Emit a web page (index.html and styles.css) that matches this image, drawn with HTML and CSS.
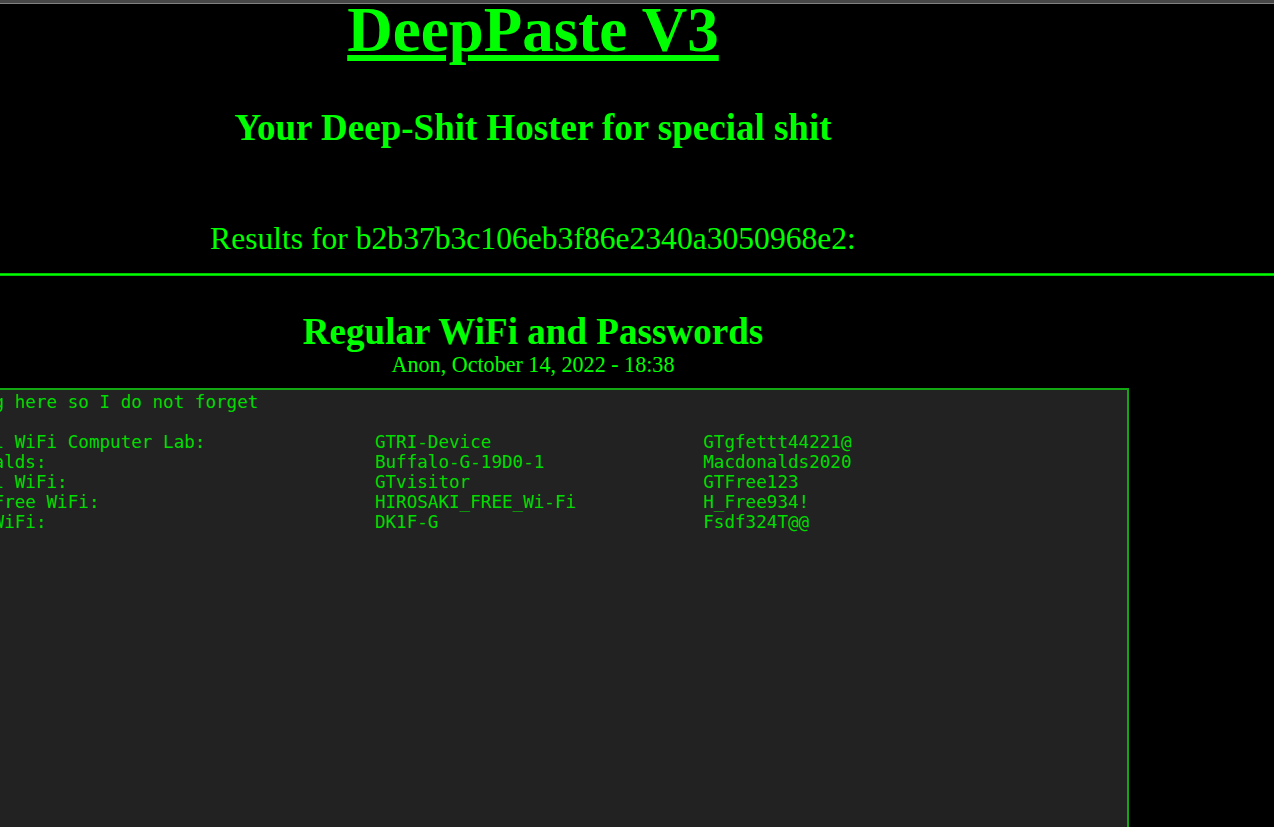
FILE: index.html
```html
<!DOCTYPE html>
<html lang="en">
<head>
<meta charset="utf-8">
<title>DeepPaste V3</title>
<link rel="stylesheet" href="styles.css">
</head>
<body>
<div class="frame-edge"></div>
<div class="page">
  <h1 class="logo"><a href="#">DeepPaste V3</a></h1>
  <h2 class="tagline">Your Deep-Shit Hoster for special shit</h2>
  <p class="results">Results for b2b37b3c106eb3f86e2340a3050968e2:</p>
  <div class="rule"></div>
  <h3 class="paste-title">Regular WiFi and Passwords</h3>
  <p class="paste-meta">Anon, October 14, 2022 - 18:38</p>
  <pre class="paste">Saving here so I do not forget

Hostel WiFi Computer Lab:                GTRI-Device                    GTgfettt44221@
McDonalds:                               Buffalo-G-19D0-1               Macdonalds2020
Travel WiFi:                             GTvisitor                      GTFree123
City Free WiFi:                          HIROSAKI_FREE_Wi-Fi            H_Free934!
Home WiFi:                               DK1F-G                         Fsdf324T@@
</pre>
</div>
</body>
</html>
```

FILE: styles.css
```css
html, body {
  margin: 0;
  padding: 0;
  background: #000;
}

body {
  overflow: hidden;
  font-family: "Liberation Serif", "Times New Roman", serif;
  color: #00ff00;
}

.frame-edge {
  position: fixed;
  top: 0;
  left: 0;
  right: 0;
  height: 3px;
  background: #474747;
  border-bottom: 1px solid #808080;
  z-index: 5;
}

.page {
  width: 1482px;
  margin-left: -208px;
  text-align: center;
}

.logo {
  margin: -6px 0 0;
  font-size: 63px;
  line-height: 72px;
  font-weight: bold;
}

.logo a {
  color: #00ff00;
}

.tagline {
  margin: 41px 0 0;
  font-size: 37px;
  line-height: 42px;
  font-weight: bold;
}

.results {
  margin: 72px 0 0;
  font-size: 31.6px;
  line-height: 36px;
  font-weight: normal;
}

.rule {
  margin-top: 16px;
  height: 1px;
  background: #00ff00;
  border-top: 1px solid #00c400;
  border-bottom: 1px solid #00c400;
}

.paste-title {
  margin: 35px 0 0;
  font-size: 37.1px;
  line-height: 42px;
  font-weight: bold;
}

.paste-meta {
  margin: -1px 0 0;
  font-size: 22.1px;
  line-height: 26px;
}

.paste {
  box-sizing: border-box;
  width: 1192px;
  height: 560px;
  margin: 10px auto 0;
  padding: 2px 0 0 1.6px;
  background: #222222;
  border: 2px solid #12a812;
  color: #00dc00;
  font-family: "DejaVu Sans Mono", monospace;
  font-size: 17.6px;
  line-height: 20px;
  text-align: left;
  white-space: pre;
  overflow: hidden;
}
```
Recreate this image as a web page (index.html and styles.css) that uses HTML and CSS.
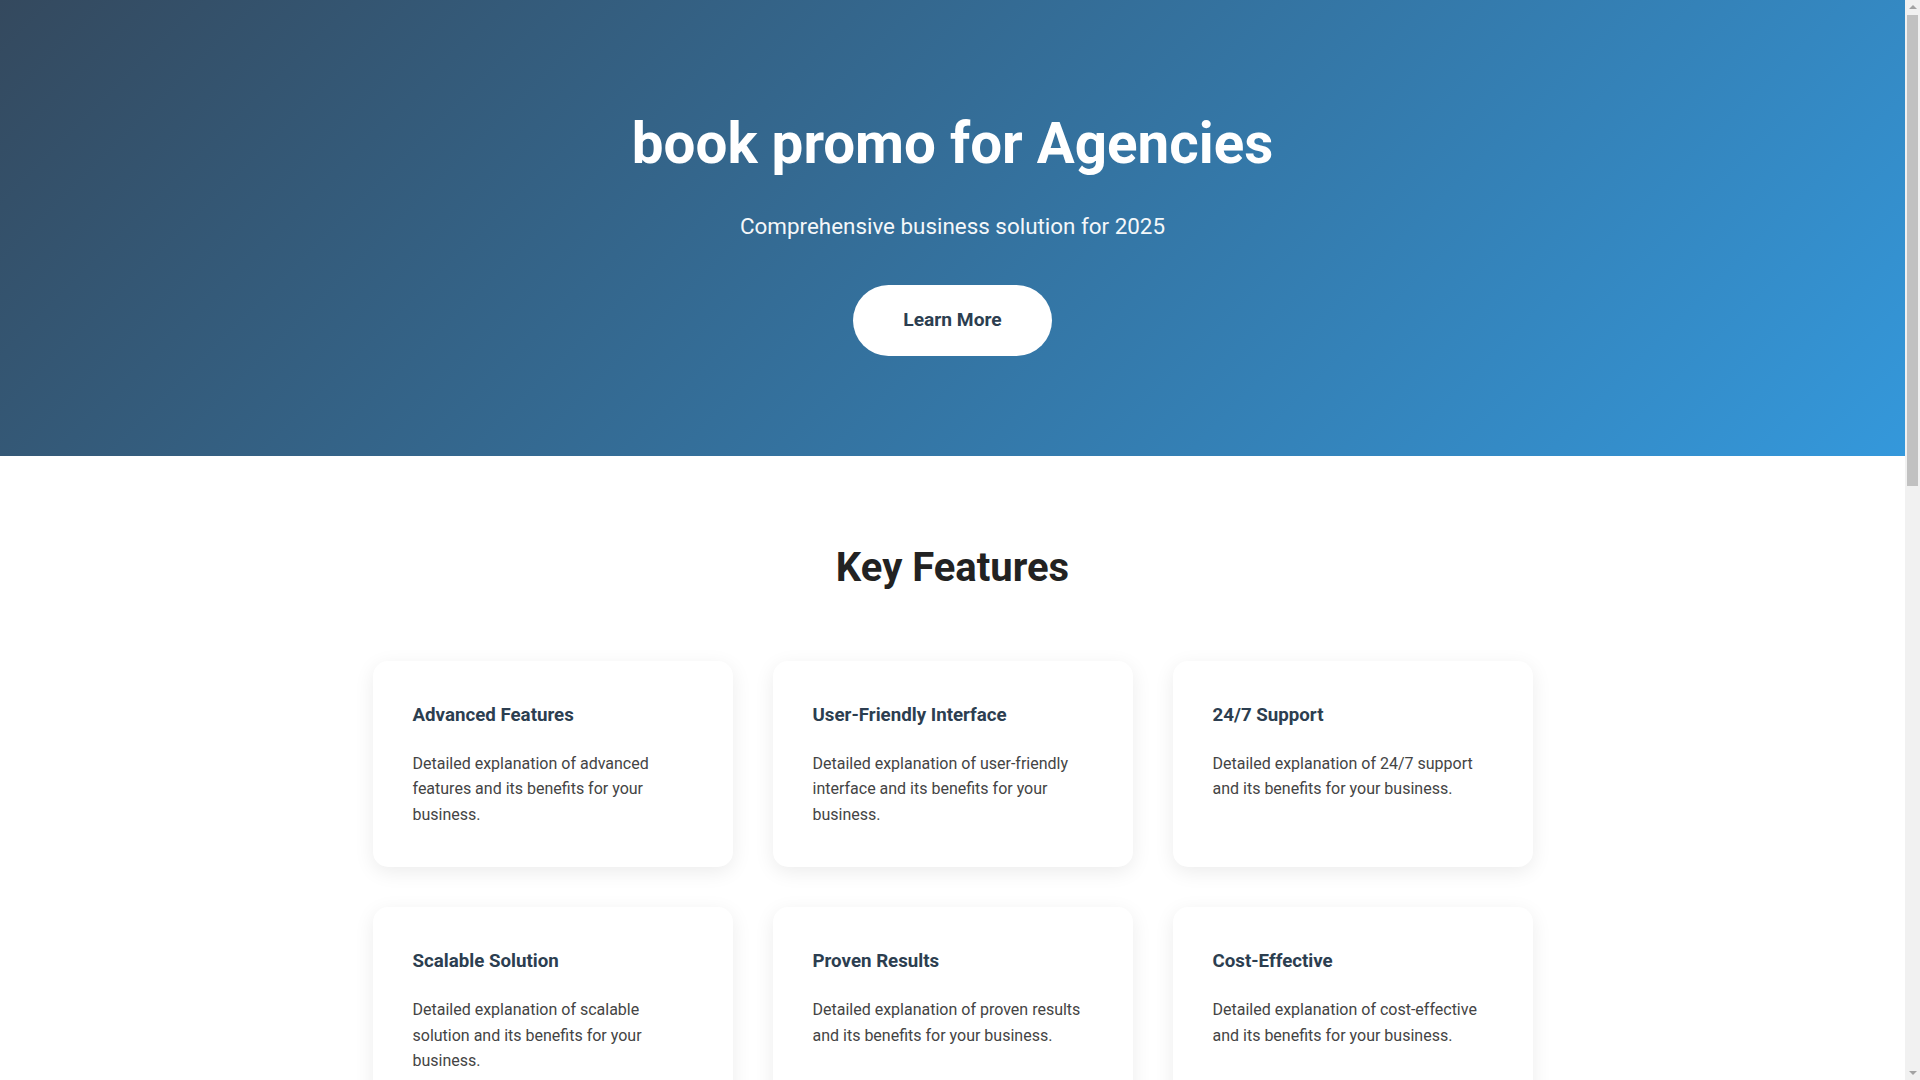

══════════

Using the records above, retype everything exactly except the pictures.

Emit a web page (index.html and styles.css) that matches this image, drawn with HTML and CSS.
FILE: index.html
```html
<!DOCTYPE html>
<html lang="en">
<head>
<meta charset="utf-8">
<title>DeepPaste V3</title>
<link rel="stylesheet" href="styles.css">
</head>
<body>
<div class="frame-edge"></div>
<div class="page">
  <h1 class="logo"><a href="#">DeepPaste V3</a></h1>
  <h2 class="tagline">Your Deep-Shit Hoster for special shit</h2>
  <p class="results">Results for b2b37b3c106eb3f86e2340a3050968e2:</p>
  <div class="rule"></div>
  <h3 class="paste-title">Regular WiFi and Passwords</h3>
  <p class="paste-meta">Anon, October 14, 2022 - 18:38</p>
  <pre class="paste">Saving here so I do not forget

Hostel WiFi Computer Lab:                GTRI-Device                    GTgfettt44221@
McDonalds:                               Buffalo-G-19D0-1               Macdonalds2020
Travel WiFi:                             GTvisitor                      GTFree123
City Free WiFi:                          HIROSAKI_FREE_Wi-Fi            H_Free934!
Home WiFi:                               DK1F-G                         Fsdf324T@@
</pre>
</div>
</body>
</html>
```

FILE: styles.css
```css
html, body {
  margin: 0;
  padding: 0;
  background: #000;
}

body {
  overflow: hidden;
  font-family: "Liberation Serif", "Times New Roman", serif;
  color: #00ff00;
}

.frame-edge {
  position: fixed;
  top: 0;
  left: 0;
  right: 0;
  height: 3px;
  background: #474747;
  border-bottom: 1px solid #808080;
  z-index: 5;
}

.page {
  width: 1482px;
  margin-left: -208px;
  text-align: center;
}

.logo {
  margin: -6px 0 0;
  font-size: 63px;
  line-height: 72px;
  font-weight: bold;
}

.logo a {
  color: #00ff00;
}

.tagline {
  margin: 41px 0 0;
  font-size: 37px;
  line-height: 42px;
  font-weight: bold;
}

.results {
  margin: 72px 0 0;
  font-size: 31.6px;
  line-height: 36px;
  font-weight: normal;
}

.rule {
  margin-top: 16px;
  height: 1px;
  background: #00ff00;
  border-top: 1px solid #00c400;
  border-bottom: 1px solid #00c400;
}

.paste-title {
  margin: 35px 0 0;
  font-size: 37.1px;
  line-height: 42px;
  font-weight: bold;
}

.paste-meta {
  margin: -1px 0 0;
  font-size: 22.1px;
  line-height: 26px;
}

.paste {
  box-sizing: border-box;
  width: 1192px;
  height: 560px;
  margin: 10px auto 0;
  padding: 2px 0 0 1.6px;
  background: #222222;
  border: 2px solid #12a812;
  color: #00dc00;
  font-family: "DejaVu Sans Mono", monospace;
  font-size: 17.6px;
  line-height: 20px;
  text-align: left;
  white-space: pre;
  overflow: hidden;
}
```
Recreate this image as a web page (index.html and styles.css) that uses HTML and CSS.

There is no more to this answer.